Л. Д. Пойдем сразу дальше, а то кто-нибудь захочет возразить. (Смех.) Я пытался этого добиться вполне сознательно — я пытался использовать те элементы этоса, фрейдизм и экзистенциализм, которые вышли из “Квартета”, использовать элементы современной науки и психологии — поскольку мне казалось, что нельзя написать действительно современную вещь, если не учитывать грандиозные догадки Фрейда или, скажем, поразительную идею о возмущающем воздействии наблюдателя на объект наблюдения. Глупо считать, будто на романиста или поэта не влияет современная наука и дух времени. В конце концов, первым фрейдистским романом были “Сыновья и любовники” Лоуренса. Видимо, через Фриду к Лоуренсу просочились какие-то слухи о венских делах, и он получил какое-то предварительное представление о фрейдизме. Он имел фантастически неверные представления о психоанализе, но они послужили основой для первого психоаналитического романа [“Любовник леди Чаттерли”]. Кстати, у него был подзаголовок “Нежность”, очень даже неплохой. Для моей “Констанции” это стало своего рода позывными, она продолжает ту же линию. Потому что Лоуренс был в общем на нашей стороне, вы согласны?

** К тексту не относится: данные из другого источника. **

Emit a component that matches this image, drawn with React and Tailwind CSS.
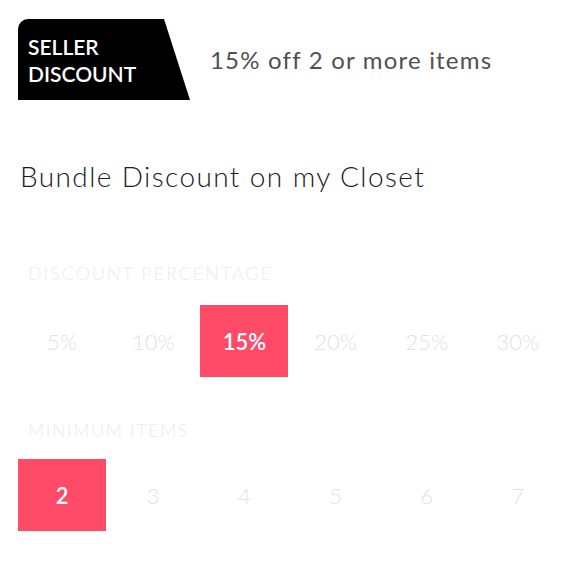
import React, { useState } from "react";

const percentages = [5, 10, 15, 20, 25, 30];
const minItems = [2, 3, 4, 5, 6, 7];

const OptionRow = ({ options, selected, onSelect, suffix = "" }) => (
  <div className="grid grid-cols-6 gap-[3px] px-[18px]">
    {options.map((opt) => (
      <button
        key={opt}
        onClick={() => onSelect(opt)}
        className={`h-[72px] flex items-center justify-center text-[22px] ${
          selected === opt
            ? "bg-[#ff4a68] text-white font-semibold"
            : "bg-white text-[#e2e2e2] font-light"
        }`}
      >
        {opt}
        {suffix}
      </button>
    ))}
  </div>
);

const App = () => {
  const [percent, setPercent] = useState(15);
  const [items, setItems] = useState(2);

  return (
    <main className="w-[580px] h-[580px] bg-white font-['Lato',sans-serif] overflow-hidden">
      {/* Seller discount banner */}
      <header className="flex items-center pt-[19px] pl-[18px]">
        <div className="w-[172px] h-[81px] bg-black rounded-tl-[10px] [clip-path:polygon(0_0,146px_0,172px_100%,0_100%)] flex flex-col justify-center pl-[10px] text-white text-[21px] leading-[27px] font-semibold">
          <span>SELLER</span>
          <span>DISCOUNT</span>
        </div>
        <p className="ml-[20px] text-[24px] text-[#505050] tracking-[1.2px]">
          {percent}% off {items} or more items
        </p>
      </header>

      <h1 className="mt-[58px] ml-[20px] text-[28px] leading-[36px] text-[#1c1c1c] font-light tracking-[1.4px]">
        Bundle Discount on my Closet
      </h1>

      <section className="mt-[67px]">
        <h2 className="ml-[28px] text-[18px] leading-[24px] text-[#ececec] font-light tracking-[1.95px]">
          DISCOUNT PERCENTAGE
        </h2>
        <div className="mt-[20px]">
          <OptionRow
            options={percentages}
            selected={percent}
            onSelect={setPercent}
            suffix="%"
          />
        </div>
      </section>

      <section className="mt-[41px]">
        <h2 className="ml-[28px] text-[18px] leading-[24px] text-[#ececec] font-light tracking-[1.5px]">
          MINIMUM ITEMS
        </h2>
        <div className="mt-[17px]">
          <OptionRow options={minItems} selected={items} onSelect={setItems} />
        </div>
      </section>
    </main>
  );
};

export default App;
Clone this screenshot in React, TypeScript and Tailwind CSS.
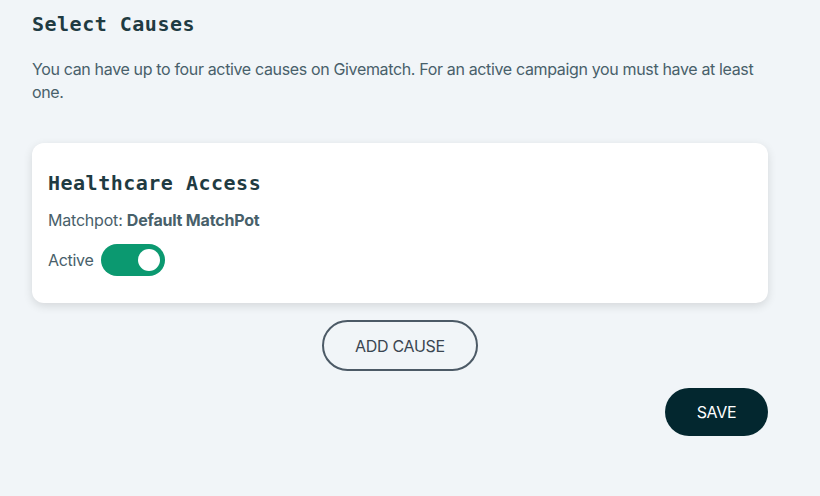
export default function App() {
  return (
    <div className="min-h-[496px] w-[820px] bg-[#f1f5f8] px-8 pt-[10px]" style={{ fontFamily: "Inter, 'Noto Sans', sans-serif" }}>
      <div className="w-[736px] flex flex-col">
        <h1 className="text-[20px] leading-[28px] font-bold tracking-[0.5px] text-[#1f3b42]" style={{ fontFamily: "'DejaVu Sans Mono', 'Liberation Mono', monospace" }}>
          Select Causes
        </h1>
        <p className="mt-[20px] text-[16px] leading-[23px] tracking-[-0.35px] text-[#48606a] pr-[10px]">
          You can have up to four active causes on Givematch. For an active campaign you must have at least one.
        </p>
        <div className="mt-[39px] h-[160px] rounded-xl bg-white shadow-[0_3px_10px_rgba(0,0,0,0.12)] px-4 pt-[26px]">
          <h2 className="text-[20px] leading-[28px] font-bold tracking-[0.5px] text-[#1f3b42]" style={{ fontFamily: "'DejaVu Sans Mono', 'Liberation Mono', monospace" }}>
            Healthcare Access
          </h2>
          <div className="mt-[12px] text-[16px] leading-[22px] tracking-[-0.2px] text-[#48606a]">
            Matchpot: <span className="font-bold">Default MatchPot</span>
          </div>
          <div className="mt-[13px] flex items-center gap-[7px]">
            <span className="text-[16px] leading-[22px] tracking-[-0.3px] text-[#48606a]">Active</span>
            <div className="w-[64px] h-[32px] rounded-full bg-[#0b9970] flex items-center justify-end pr-[5px]">
              <div className="w-[22px] h-[22px] rounded-full bg-white" />
            </div>
          </div>
        </div>
        <div className="mt-[17px] flex justify-center">
          <button className="w-[156px] h-[51px] rounded-full border-2 border-[#4c5a66] text-[16px] tracking-[-0.3px] text-[#3a4651]">
            ADD CAUSE
          </button>
        </div>
        <div className="mt-[17px] flex justify-end">
          <button className="w-[103px] h-[48px] rounded-full bg-[#03272f] text-[16px] tracking-[-0.3px] text-white">
            SAVE
          </button>
        </div>
      </div>
    </div>
  );
}
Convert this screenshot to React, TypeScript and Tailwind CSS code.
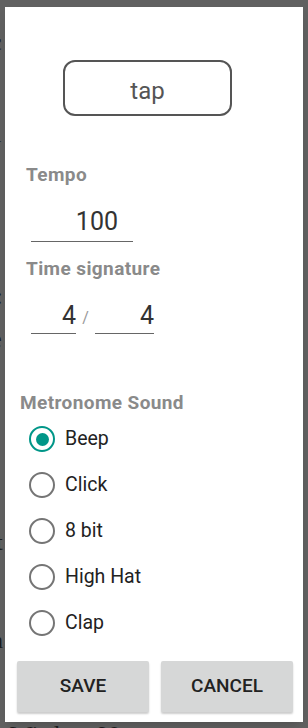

Д. Х. Позывные, призывный взгляд, чистота, нежная улыбка. Не могу сейчас точно сформулировать; лучше объясню вам разницу между романом с продолжением и ди-, три- и прочими “логиями”. Раньше я с трудом отличал одно от другого. А теперь понял, что роман с продолжением значит вот что: есть книга, а потом к ней присоединяются другие, так или иначе с ней связанные, и без нее они не могли бы возникнуть, но в первоначальном замысле не имелись в виду. И в этом смысле роман с продолжением всегда не закончен. А полилогия — это совсем другая вещь, и тут я процитирую Даррелла: каждая следующая часть — это новая точка зрения на целое. И поэтому “Авиньонский квинтет” на самом деле не закончен, потому что фактически это продолжение “Александрийского квартета”, про который Даррелл говорил, что его четвертая часть — последняя. На самом деле — не последняя. Так что ему придется писать дальше, как бы он сейчас ни возражал, но придется писать, потому что “Авиньонский квинтет” не закончен. Он напишет следующую книгу.